American swimmer (born 1981)

Beth Anne Botsford (born May 21, 1981) is an American former competition swimmer and backstroke specialist who won two gold medals as a fifteen-year-old at the 1996 Summer Olympics in Atlanta, Georgia. She did so in the individual 100-meter backstroke, and as a member of the women's relay team in 4×100-meter medley.

==Personal==
Botsford grew up in Timonium, Maryland. She started her swimming journey at the age of 9 for the North Baltimore Aquatic Club in Baltimore, Maryland. Over the next 5 years, Beth held every national age group record in the backstroke events for the ages 9–10 year olds, 11-12 year olds, and 13-14 year olds.
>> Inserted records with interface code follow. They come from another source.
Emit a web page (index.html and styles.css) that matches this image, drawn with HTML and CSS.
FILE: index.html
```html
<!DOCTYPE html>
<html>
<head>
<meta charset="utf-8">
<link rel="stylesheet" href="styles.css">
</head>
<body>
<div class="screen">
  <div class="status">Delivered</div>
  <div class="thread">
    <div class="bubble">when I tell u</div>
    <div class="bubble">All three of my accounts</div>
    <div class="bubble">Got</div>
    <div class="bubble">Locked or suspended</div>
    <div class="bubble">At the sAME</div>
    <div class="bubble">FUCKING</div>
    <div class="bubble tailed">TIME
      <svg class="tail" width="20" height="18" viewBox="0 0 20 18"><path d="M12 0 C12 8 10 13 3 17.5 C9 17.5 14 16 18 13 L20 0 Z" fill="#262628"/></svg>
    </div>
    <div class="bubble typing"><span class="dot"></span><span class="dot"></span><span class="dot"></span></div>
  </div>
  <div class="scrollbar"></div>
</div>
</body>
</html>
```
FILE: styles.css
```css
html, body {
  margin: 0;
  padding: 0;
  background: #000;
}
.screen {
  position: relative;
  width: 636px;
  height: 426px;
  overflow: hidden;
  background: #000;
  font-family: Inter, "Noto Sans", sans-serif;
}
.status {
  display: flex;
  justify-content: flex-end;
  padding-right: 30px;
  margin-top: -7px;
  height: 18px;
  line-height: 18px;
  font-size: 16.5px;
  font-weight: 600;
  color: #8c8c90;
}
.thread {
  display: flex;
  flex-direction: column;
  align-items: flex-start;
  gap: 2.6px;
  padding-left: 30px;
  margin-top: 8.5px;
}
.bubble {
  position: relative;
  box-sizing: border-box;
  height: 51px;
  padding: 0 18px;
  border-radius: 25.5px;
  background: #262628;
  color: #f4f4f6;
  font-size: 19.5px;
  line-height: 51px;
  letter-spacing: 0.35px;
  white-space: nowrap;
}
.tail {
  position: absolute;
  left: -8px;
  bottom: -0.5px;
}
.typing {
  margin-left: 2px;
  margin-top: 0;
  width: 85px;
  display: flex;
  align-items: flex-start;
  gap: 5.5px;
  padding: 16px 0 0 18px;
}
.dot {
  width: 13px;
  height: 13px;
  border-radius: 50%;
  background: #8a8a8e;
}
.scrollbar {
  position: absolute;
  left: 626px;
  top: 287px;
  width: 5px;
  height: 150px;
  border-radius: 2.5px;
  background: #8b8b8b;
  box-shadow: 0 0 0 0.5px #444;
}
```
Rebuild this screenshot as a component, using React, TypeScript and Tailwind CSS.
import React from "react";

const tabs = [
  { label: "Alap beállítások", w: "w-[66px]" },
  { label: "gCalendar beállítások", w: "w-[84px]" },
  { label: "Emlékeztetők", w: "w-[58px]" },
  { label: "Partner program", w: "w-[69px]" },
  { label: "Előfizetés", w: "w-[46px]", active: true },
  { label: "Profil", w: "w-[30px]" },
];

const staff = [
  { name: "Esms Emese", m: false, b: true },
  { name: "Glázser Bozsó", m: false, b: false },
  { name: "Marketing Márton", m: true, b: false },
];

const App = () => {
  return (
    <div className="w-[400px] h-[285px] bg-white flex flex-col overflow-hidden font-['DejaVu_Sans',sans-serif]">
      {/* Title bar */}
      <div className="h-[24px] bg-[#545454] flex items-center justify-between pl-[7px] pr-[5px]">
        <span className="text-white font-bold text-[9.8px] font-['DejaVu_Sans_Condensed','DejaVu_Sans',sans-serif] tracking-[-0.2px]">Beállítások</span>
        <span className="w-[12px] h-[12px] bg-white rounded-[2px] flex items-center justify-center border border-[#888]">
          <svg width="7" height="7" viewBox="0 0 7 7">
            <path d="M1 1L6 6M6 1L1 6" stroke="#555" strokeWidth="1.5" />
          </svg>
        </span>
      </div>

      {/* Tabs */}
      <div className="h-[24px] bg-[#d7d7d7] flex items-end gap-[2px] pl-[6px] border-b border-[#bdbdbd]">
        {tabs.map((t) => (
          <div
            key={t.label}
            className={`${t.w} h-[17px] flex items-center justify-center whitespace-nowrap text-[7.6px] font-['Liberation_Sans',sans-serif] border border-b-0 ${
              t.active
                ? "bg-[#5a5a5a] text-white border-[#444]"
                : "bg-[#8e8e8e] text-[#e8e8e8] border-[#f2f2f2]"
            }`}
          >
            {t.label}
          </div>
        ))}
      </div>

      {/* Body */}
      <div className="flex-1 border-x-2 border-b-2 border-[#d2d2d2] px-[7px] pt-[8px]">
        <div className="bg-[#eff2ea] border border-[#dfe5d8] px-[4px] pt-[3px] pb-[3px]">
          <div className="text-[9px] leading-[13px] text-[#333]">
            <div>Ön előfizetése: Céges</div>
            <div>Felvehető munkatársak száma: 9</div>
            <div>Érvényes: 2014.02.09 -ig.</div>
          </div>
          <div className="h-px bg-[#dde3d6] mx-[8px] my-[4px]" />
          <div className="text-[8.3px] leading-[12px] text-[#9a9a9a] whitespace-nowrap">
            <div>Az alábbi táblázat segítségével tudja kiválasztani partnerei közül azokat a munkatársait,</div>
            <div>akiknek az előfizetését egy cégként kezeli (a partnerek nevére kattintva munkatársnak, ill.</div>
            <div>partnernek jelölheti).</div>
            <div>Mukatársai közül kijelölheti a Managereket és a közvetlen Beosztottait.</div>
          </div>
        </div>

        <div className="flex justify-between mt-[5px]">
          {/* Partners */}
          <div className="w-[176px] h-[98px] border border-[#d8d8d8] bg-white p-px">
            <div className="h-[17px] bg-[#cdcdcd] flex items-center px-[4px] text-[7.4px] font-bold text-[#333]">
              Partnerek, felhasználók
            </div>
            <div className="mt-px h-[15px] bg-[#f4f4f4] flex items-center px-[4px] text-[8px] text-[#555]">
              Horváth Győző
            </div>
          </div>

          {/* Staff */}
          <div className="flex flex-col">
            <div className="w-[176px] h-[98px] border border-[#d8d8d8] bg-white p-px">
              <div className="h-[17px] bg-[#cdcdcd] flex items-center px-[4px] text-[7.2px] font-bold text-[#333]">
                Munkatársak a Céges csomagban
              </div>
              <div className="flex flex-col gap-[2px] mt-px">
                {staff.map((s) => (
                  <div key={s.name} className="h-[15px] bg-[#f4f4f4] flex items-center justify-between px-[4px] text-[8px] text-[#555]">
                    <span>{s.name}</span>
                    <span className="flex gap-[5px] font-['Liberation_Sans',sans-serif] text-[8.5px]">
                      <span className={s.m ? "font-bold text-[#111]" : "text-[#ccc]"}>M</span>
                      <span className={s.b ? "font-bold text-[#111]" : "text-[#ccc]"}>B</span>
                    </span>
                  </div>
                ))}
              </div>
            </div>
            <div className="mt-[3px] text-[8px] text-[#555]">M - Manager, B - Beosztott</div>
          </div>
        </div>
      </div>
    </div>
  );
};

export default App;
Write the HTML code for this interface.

In 1996 at the age of 14, and already with 2 National Championships under her belt, Beth placed first in the 200m backstroke at the US Olympic Trials and second in the 100m backstroke, earning her a spot as one of the youngest members on the United States Olympic Team. That summer in Atlanta, Georgia, Beth swam to a gold medal finish in the 100m Backstroke at the XXVI Olympic Games and swam the backstroke leg of the gold medal winning 4 × 100 m Medley Relay.

Throughout the next ten years, Beth won a total 6 National Championships, broke the American and US Open records in the 200m Backstroke, was an NCAA Champion and 16 time All-American for the University of Arizona, was voted the PAC-10 Newcomer of the Year, received the Ruby Award for "Outstanding Female Student Athlete" at the University of Arizona, has served as the honorary head coach for the Special Olympics of Maryland, and has been inducted into the Maryland Swimming Hall of Fame and the University of Arizona Sports Hall of Fame.

She has traveled all around the world including Paris, Japan, Korea, Paris, Barbados, Mexico, Canada, and Australia representing the United States as gold, silver and bronze medals earning member of the Pan American Games Team, Pan Pacific Games Team, World Championships Team and the World University Games Team (which she was also voted team captain for the USA). Beth has been requested anywhere from Alaska to Virginia to Japan for her Stroke Clinics.

Beth was the owner of the Golden Guppies Swim School in Madison, Wisconsin, and coached the Waunakee Wave Swim Team.

In 2017, Beth Botsford returned to the college where she was inducted into the Hall of Fame, the University of Arizona, this time however, as a coach. Beth was an assistant coach under new head coach Augie Busch (son of Frank Busch) for Arizona, adding to the deep-rooted Arizona coaching staff, including another former swimmer for the Wildcats, NCAA champion Cory Chitwood.